— BEGIN —

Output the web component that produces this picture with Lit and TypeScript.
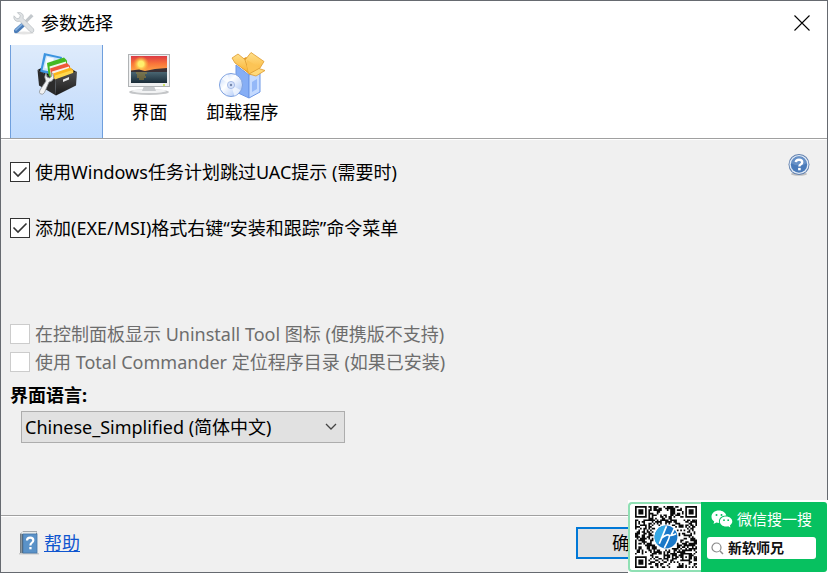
import { LitElement, html, css } from "lit";
import { customElement, state, property } from "lit/decorators.js";
import { classMap } from "lit/directives/class-map.js";

const toolsIcon = html`<svg width="24" height="24" viewBox="0 0 24 24" aria-hidden="true">
  <ellipse cx="12" cy="22" rx="10" ry="1.5" fill="#e4e4e4" />
  <path d="M19 3 L21.5 5.2 L12.5 14 L10.5 12 Z" fill="#c3c8cc" />
  <path d="M9.5 12 L12.8 15.2 L6 21.5 Q3.6 22.8 2.2 21.4 Q1.2 19.6 3 17.8 Z" fill="#4a7cb8" />
  <path d="M9.5 12.5 L10.8 13.8 L4 20 L2.8 19Z" fill="#86b2e0" />
  <path
    d="M2 4.8 L5 7.8 L7.6 7 L8.2 4.5 L5.4 1.6 Q9 .8 10.8 3.4 Q11.8 5.2 11 7.2 L21.6 18 Q22.6 20.6 20.6 21.4 Q19 21.8 17.8 20.4 L7.8 10.2 Q5 11.2 3 9.2 Q1.2 7.2 2 4.8Z"
    fill="#dfe2e4" stroke="#b4babe" stroke-width=".7" />
</svg>`;

const generalIcon = html`<svg width="48" height="48" viewBox="0 0 48 48" aria-hidden="true">
  <defs>
    <linearGradient id="box" x1="0" y1="0" x2="0" y2="1">
      <stop offset="0" stop-color="#505050" /><stop offset="1" stop-color="#1b1b1b" />
    </linearGradient>
  </defs>
  <path d="M4.500 19 L10 16 L34 15 L43.500 21 L22 29 Z" fill="#161616" />
  <path d="M11 2 L29 6 L26 25 L7 21 Z" fill="#3c94e0" />
  <path d="M13 4.500 L27 7.500 L24.500 22 L9.500 19 Z" fill="#cfe6fa" />
  <path d="M14 6 L21 7.500 L16 18 L11.500 17Z" fill="#fff" opacity=".85" />
  <path d="M14 12 L31 6.500 L34 9.500 L34 20 L16 27 Z" fill="#45b922" />
  <path d="M16.500 15.500 L33 10.500 L33.500 20 L18 26 Z" fill="#f0f6ea" />
  <path d="M17 17.500 L34 12 L37 15 L37 22 L19 28 Z" fill="#f0563a" />
  <path d="M19 20.500 L36 15.500 L37 22 L20 28 Z" fill="#f8f1ee" />
  <path d="M20 22.500 L37.500 16.500 L40.500 19.500 L40 23 L22 29 Z" fill="#fbb51a" />
  <path d="M22 24.500 L39.500 19 L40.500 22.500 L22 29 Z" fill="#ffd84e" />
  <path d="M4.500 19 L22 28.500 L23 44.500 L6 34.500 Z" fill="#2b2b2b" />
  <path d="M22 28.500 L44 20.500 L43 34.500 L23 44.500 Z" fill="url(#box)" />
  <path d="M30 28.500 L36 26 L36 28.500 L30 31 Z" fill="#e8e8e8" />
  <path
    d="M13 22 L14 26 L16.500 27 L19 25 L18.500 21.500 Q21.500 23.500 20.500 27.500 Q19.500 30.500 16 31 L11.500 41.500 Q10 44 7.500 43 Q5.500 41.500 7 39 L13 30 Q10.500 26 13 22Z"
    fill="#f1f2f3" stroke="#8d9295" stroke-width=".8" />
</svg>`;

const displayIcon = html`<svg width="48" height="48" viewBox="0 0 48 48" aria-hidden="true">
  <defs>
    <linearGradient id="sky" x1="0" y1="0" x2="0" y2="1">
      <stop offset="0" stop-color="#dc3a44" /><stop offset=".45" stop-color="#f9743a" />
      <stop offset="1" stop-color="#ffb04a" />
    </linearGradient>
    <linearGradient id="sea" x1="0" y1="0" x2="0" y2="1">
      <stop offset="0" stop-color="#4a6672" /><stop offset="1" stop-color="#1a2c38" />
    </linearGradient>
    <radialGradient id="sun">
      <stop offset=".35" stop-color="#ffee6c" /><stop offset="1" stop-color="#ffb42c" stop-opacity="0" />
    </radialGradient>
  </defs>
  <ellipse cx="23" cy="41" rx="20" ry="3" fill="#c4c6c8" />
  <ellipse cx="23" cy="40" rx="17" ry="2" fill="#f2f3f4" />
  <path d="M18 35 H28 L30 40 H16Z" fill="#c7cacd" />
  <rect x="2.500" y="3.500" width="41" height="32" fill="#eff0f1" stroke="#b0b3b5" />
  <rect x="5" y="5" width="36" height="17" fill="url(#sky)" />
  <circle cx="15" cy="13" r="8" fill="url(#sun)" />
  <path d="M5 19.500 L13 18.500 L19 20 L29 18 L41 17 V24 H5Z" fill="#3a3035" />
  <rect x="5" y="21" width="36" height="11" fill="url(#sea)" />
  <path d="M10 22 H21 M11 24 H19 M11 26 H20 M13 28 H18" stroke="#a78531" stroke-width="1" />
  <circle cx="38" cy="34" r="1" fill="#c4df3a" />
</svg>`;

const packageIcon = html`<svg width="48" height="48" viewBox="0 0 48 48" aria-hidden="true">
  <defs>
    <linearGradient id="flap" x1="0" y1="0" x2="0" y2="1">
      <stop offset="0" stop-color="#ffe08c" /><stop offset="1" stop-color="#f9b130" />
    </linearGradient>
    <linearGradient id="disc" x1="0" y1="0" x2="1" y2="1">
      <stop offset="0" stop-color="#b9d2fb" /><stop offset=".4" stop-color="#fff" />
      <stop offset="1" stop-color="#9cbcf5" />
    </linearGradient>
  </defs>
  <path d="M17 14 L30 24 V47 L17 41 Z" fill="#86aef5" stroke="#6d97e6" />
  <path d="M30 24 L41 18 V41 L30 47 Z" fill="#c4daff" stroke="#6d97e6" />
  <path d="M33 31 L38 28 V38 L33 41Z" fill="#94b8f8" />
  <path d="M17 12 L27 6 L41 15 L30 23 Z" fill="#e49a22" />
  <path d="M13 7 L19 3 L29 11 L30 22 L16 12 Z" fill="url(#flap)" stroke="#dd9a30" stroke-width=".8" />
  <path d="M26 9 L32 1.500 L45 10.500 L41 17 L30 23 L28 15 Z" fill="url(#flap)" stroke="#dd9a30" stroke-width=".8" />
  <path d="M28 9 L41 17 L30 23 L28 15Z" fill="#fbc456" />
  <path d="M30 23 L40 17.500 L46 19.500 L37 25 Z" fill="#ffd97a" stroke="#dd9a30" stroke-width=".8" />
  <circle cx="12" cy="34" r="11.500" fill="url(#disc)" stroke="#7da0df" />
  <path d="M12 34 L2.500 28 Q5.500 24 8.500 23.500Z M12 34 L21.500 39 Q19.500 43 15.500 45Z" fill="#fff" opacity=".65" />
  <circle cx="12" cy="34" r="3.600" fill="#d5e2fb" stroke="#92abde" stroke-width=".7" />
  <circle cx="12" cy="34" r="1.200" fill="#7486ab" />
</svg>`;

const questionIcon = html`<svg width="24" height="24" viewBox="0 0 24 24" aria-hidden="true">
  <ellipse cx="12" cy="21" rx="8" ry="1.800" fill="#c0c0c0" />
  <circle cx="12" cy="11.500" r="10.500" fill="#5f7fae" />
  <circle cx="12" cy="11.500" r="9.600" fill="#e3ecf7" />
  <circle cx="12" cy="11.500" r="8.200" fill="#4a7bba" />
  <path d="M4 10 A8.200 8.200 0 0 1 20 10 Q12 15 4 10Z" fill="#7ba0d0" opacity=".6" />
  <path d="M8.800 9.200 Q9 6.800 12 6.800 Q15.200 6.800 15.200 9.200 Q15.200 10.700 13.600 11.500 Q12.400 12.100 12.400 13.500" fill="none" stroke="#fff" stroke-width="2.400" />
  <rect x="11.100" y="14.900" width="2.600" height="2.400" fill="#fff" />
</svg>`;

const bookIcon = html`<svg width="20" height="24" viewBox="0 0 20 24" aria-hidden="true">
  <rect x="0" y="22" width="20" height="1.500" fill="#c9c9c9" />
  <path d="M1 3 L4 0.500 H18 V22 H1Z" fill="#59636b" />
  <path d="M3 1 H18 L17 3 H2Z" fill="#e6eaea" />
  <rect x="4" y="3" width="14" height="19" fill="#5a92c8" stroke="#4476a8" stroke-width=".8" />
  <rect x="1.500" y="3" width="1.500" height="19" fill="#8b969d" />
  <path d="M8 9.500 Q8 6.700 11.200 6.700 Q14.300 6.700 14.300 9.300 Q14.300 11 12.700 11.900 Q11.400 12.700 11.400 14.600" fill="none" stroke="#fff" stroke-width="2.200" />
  <rect x="10.300" y="16" width="2.300" height="2.300" fill="#fff" />
</svg>`;

const wechatIcon = html`<svg width="22" height="18" viewBox="0 0 22 18" aria-hidden="true">
  <path d="M8 .5 C3.600 .5 .5 3.200 .5 6.700 C.5 8.700 1.500 10.300 3.200 11.500 L2.500 14 L5.400 12.500 Q6.700 12.900 8.200 12.900 C7 8.600 10.600 5.400 15.300 5.500 C14.700 2.700 11.700 .5 8 .5Z" fill="#fff" />
  <path d="M15 6.500 C11.400 6.500 8.900 8.800 8.900 11.600 C8.900 14.400 11.400 16.600 15 16.600 Q16.200 16.600 17.200 16.300 L19.400 17.500 L18.900 15.400 C20.400 14.400 21.300 13.100 21.300 11.600 C21.300 8.800 18.600 6.500 15 6.500Z" fill="#fff" />
  <g fill="#07c160"><circle cx="5.500" cy="4.900" r="1" /><circle cx="10.500" cy="4.900" r="1" />
  <circle cx="13" cy="10.200" r=".9" /><circle cx="17.200" cy="10.200" r=".9" /></g>
</svg>`;

const QR = 37;

function qrModules(): string {
  const corners = [[0, 0], [QR - 7, 0], [0, QR - 7]];
  let seed = 20177;
  let d = "";
  for (let y = 0; y < QR; y++) {
    for (let x = 0; x < QR; x++) {
      seed = (seed * 1103515245 + 12345) % 2147483648;
      let on = seed / 2147483648 < 0.52;
      for (const [cx, cy] of corners) {
        const r = Math.max(Math.abs(x - cx - 3), Math.abs(y - cy - 3));
        if (r <= 4) on = r === 3 || r <= 1;
      }
      const align = Math.max(Math.abs(x - 30), Math.abs(y - 30));
      if (align <= 2) on = align !== 1;
      if (Math.hypot(x - 18, y - 18) < 8) on = false;
      if (on) d += `M${x} ${y}h1v1h-1z`;
    }
  }
  return d;
}

@customElement("qr-card")
export class QrCard extends LitElement {
  static styles = css`
    :host { display: flex; height: 73px; width: 200px; background: #fff; }
    * { box-sizing: border-box; }
    .code {
      flex: 0 0 73px; margin: 2px 0 1px; border: 2px solid #8fe0b4; border-right: 0;
      border-radius: 4px 0 0 4px; display: grid; place-items: center;
    }
    .search {
      flex: 1; min-width: 0; margin: 2px 1px 1px 0; background: #07c160; border-radius: 0 3px 3px 0;
      padding: 6px 11px 0 6px; display: flex; flex-direction: column; gap: 7px;
    }
    .head {
      display: flex; align-items: center; gap: 4px; padding-left: 4px; height: 22px;
      color: #fff; font-size: 15px; white-space: nowrap;
    }
    .field {
      display: flex; align-items: center; gap: 4px; height: 22px; padding: 0 4px;
      background: #fff; border-radius: 3px;
    }
    .field svg { flex: none; }
    .query {
      flex: 1; min-width: 0; border: 0; padding: 0; background: none; color: #111;
      font: bold 14px/20px "Noto Sans", "Noto Sans CJK SC", sans-serif; outline: none;
    }
  `;

  render() {
    return html`
      <div class="code">
        <svg width="62" height="62" viewBox="0 0 ${QR} ${QR}" role="img" aria-label="微信二维码">
          <path d=${qrModules()} fill="#0a0a0a" />
          <circle cx="18.500" cy="18.500" r="6.800" fill="#1b78c8" />
          <path d="M18.500 11.700 A6.800 6.800 0 0 0 13.500 23.100 L17.500 15Z" fill="#35a8e4" />
          <path d="M18.800 12 L14.500 22.500 M15.500 19.500 Q19 16.500 20.500 17.500 Q21 18.500 17.500 25 M23.500 13.500 L21.500 17.500 Q22.500 17.500 24.500 16.500" stroke="#fff" stroke-width="1" fill="none" />
        </svg>
      </div>
      <div class="search">
        <div class="head">${wechatIcon}<span>微信搜一搜</span></div>
        <label class="field">
          <svg width="13" height="13" viewBox="0 0 13 13" aria-hidden="true">
            <circle cx="5.500" cy="5.500" r="4.500" fill="none" stroke="#888" stroke-width="1.200" />
            <path d="M9 9 L12 12" stroke="#888" stroke-width="1.400" />
          </svg>
          <input class="query" aria-label="搜索" .value=${"新软师兄"} />
        </label>
      </div>
    `;
  }
}

@customElement("option-check")
export class OptionCheck extends LitElement {
  @property() label = "";
  @property({ type: Boolean }) checked = false;
  @property({ type: Boolean }) disabled = false;

  static styles = css`
    :host { display: block; }
    .row { display: flex; align-items: center; gap: 5px; min-height: 28px; }
    .mark { display: grid; place-items: center; flex: none; }
    .box {
      grid-area: 1 / 1; appearance: none; width: 20px; height: 20px; margin: 0;
      box-sizing: border-box; border: 1px solid #333; background: #fff;
    }
    .tick { grid-area: 1 / 1; display: none; pointer-events: none; z-index: 1; }
    .box:checked + .tick { display: block; }
    .box:disabled { border-color: #ccc; }
    .off { color: #6d6d6d; }
  `;

  render() {
    return html`<label class=${classMap({ row: true, off: this.disabled })}>
      <span class="mark">
        <input class="box" type="checkbox" .checked=${this.checked} ?disabled=${this.disabled} />
        <svg class="tick" width="16" height="12" viewBox="0 0 16 12" aria-hidden="true">
          <path d="M1.500 5.500 L6 10 L14.500 1.500" fill="none" stroke="#333" stroke-width="1.600" />
        </svg>
      </span>
      <span>${this.label}</span>
    </label>`;
  }
}

@customElement("app-root")
export class AppRoot extends LitElement {
  @state() private tab = 0;

  private tabs = [
    { name: "常规", icon: generalIcon },
    { name: "界面", icon: displayIcon },
    { name: "卸载程序", icon: packageIcon },
  ];

  static styles = css`
    :host {
      display: flex; flex-direction: column; position: relative; box-sizing: border-box;
      min-height: 100vh; border: 1px solid #666a70; background: #f0f0f0; color: #000;
      font: 18px/24px "Noto Sans", "Noto Sans CJK SC", sans-serif;
    }
    * { box-sizing: border-box; }
    svg { display: block; flex: none; }
    .titlebar {
      display: flex; align-items: center; gap: 5px; height: 44px; padding: 0 17px 0 11px;
      background: #fff;
    }
    .title { flex: 1; margin: 0; font-size: 18px; font-weight: inherit; }
    .plain { padding: 0; border: 0; background: none; color: inherit; font: inherit; }
    .tabs {
      display: flex; padding: 0 9px; background: #fff; border-bottom: 1px solid #a0a0a0;
    }
    .tab {
      display: flex; flex-direction: column; align-items: center; gap: 1px; width: 93px;
      height: 93px; padding: 6px 0 0; border: solid transparent; border-width: 0 1px;
      background: none; color: inherit; font: inherit; white-space: nowrap;
    }
    .tab.active {
      border-color: #6f9fdd; background: linear-gradient(#deebfb, #cfe2fb 50%, #bfdbfe);
    }
    .panel {
      flex: 1; display: flex; align-items: flex-start; justify-content: space-between;
      padding: 18px 16px 16px 9px; border-top: 1px solid #fff;
    }
    .options { display: flex; flex-direction: column; }
    .group { display: flex; flex-direction: column; gap: 28px; margin-bottom: 78px; }
    .caption { margin-top: 7px; font-weight: 700; }
    .picker {
      display: grid; align-items: center; width: 324px; margin: 4px 0 0 11px;
    }
    .language {
      grid-area: 1 / 1; appearance: none; height: 32px; padding: 0 32px 0 3px; border: 1px solid #adadad;
      border-radius: 0; background: #e1e1e1; color: inherit; font: inherit;
    }
    .chevron { grid-area: 1 / 1; justify-self: end; margin-right: 8px; pointer-events: none; }
    .help { margin-top: -5px; }
    .footer {
      display: flex; align-items: center; justify-content: space-between; height: 57px;
      padding: 0 143px 2px 18px; border-top: 1px solid #a0a0a0; box-shadow: inset 0 1px #fff;
    }
    .link { display: flex; align-items: center; gap: 5px; color: #0f55cf; }
    .ok {
      width: 108px; height: 32px; padding: 0; border: 2px solid #0078d7; background: #e1e1e1;
      color: inherit; font: inherit;
    }
    .card { position: absolute; right: -1px; bottom: -1px; }
  `;

  render() {
    return html`
      <header class="titlebar">
        ${toolsIcon}
        <h1 class="title">参数选择</h1>
        <button class="plain" aria-label="关闭">
          <svg width="16" height="16" viewBox="0 0 16 16">
            <path d="M.5 .5 L15.500 15.500 M15.500 .5 L.5 15.500" stroke="#000" stroke-width="1.100" />
          </svg>
        </button>
      </header>
      <nav class="tabs" role="tablist">
        ${this.tabs.map(
          (t, i) => html`<button
            class=${classMap({ tab: true, active: i === this.tab })}
            role="tab"
            aria-selected=${i === this.tab}
            @click=${() => (this.tab = i)}
          >${t.icon}<span>${t.name}</span></button>`
        )}
      </nav>
      <main class="panel">
        <div class="options">
          <div class="group">
            <option-check checked label="使用Windows任务计划跳过UAC提示 (需要时)"></option-check>
            <option-check checked label="添加(EXE/MSI)格式右键“安装和跟踪”命令菜单"></option-check>
          </div>
          <option-check disabled label="在控制面板显示 Uninstall Tool 图标 (便携版不支持)"></option-check>
          <option-check disabled label="使用 Total Commander 定位程序目录 (如果已安装)"></option-check>
          <label class="caption" for="language">界面语言:</label>
          <div class="picker">
            <select class="language" id="language">
              <option>Chinese_Simplified (简体中文)</option>
            </select>
            <svg class="chevron" width="12" height="8" viewBox="0 0 12 8" aria-hidden="true">
              <path d="M1 1 L6 6 L11 1" fill="none" stroke="#444" stroke-width="1.300" />
            </svg>
          </div>
        </div>
        <button class="plain help" aria-label="帮助">${questionIcon}</button>
      </main>
      <footer class="footer">
        <a class="link" href="#help">${bookIcon}<span>帮助</span></a>
        <button class="ok">确定</button>
      </footer>
      <qr-card class="card"></qr-card>
    `;
  }
}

— END —

## WHAT THE EXERCISE ASKS
Compute how many lines include the string "this", then give that number by itself.

## THE SOLUTION
8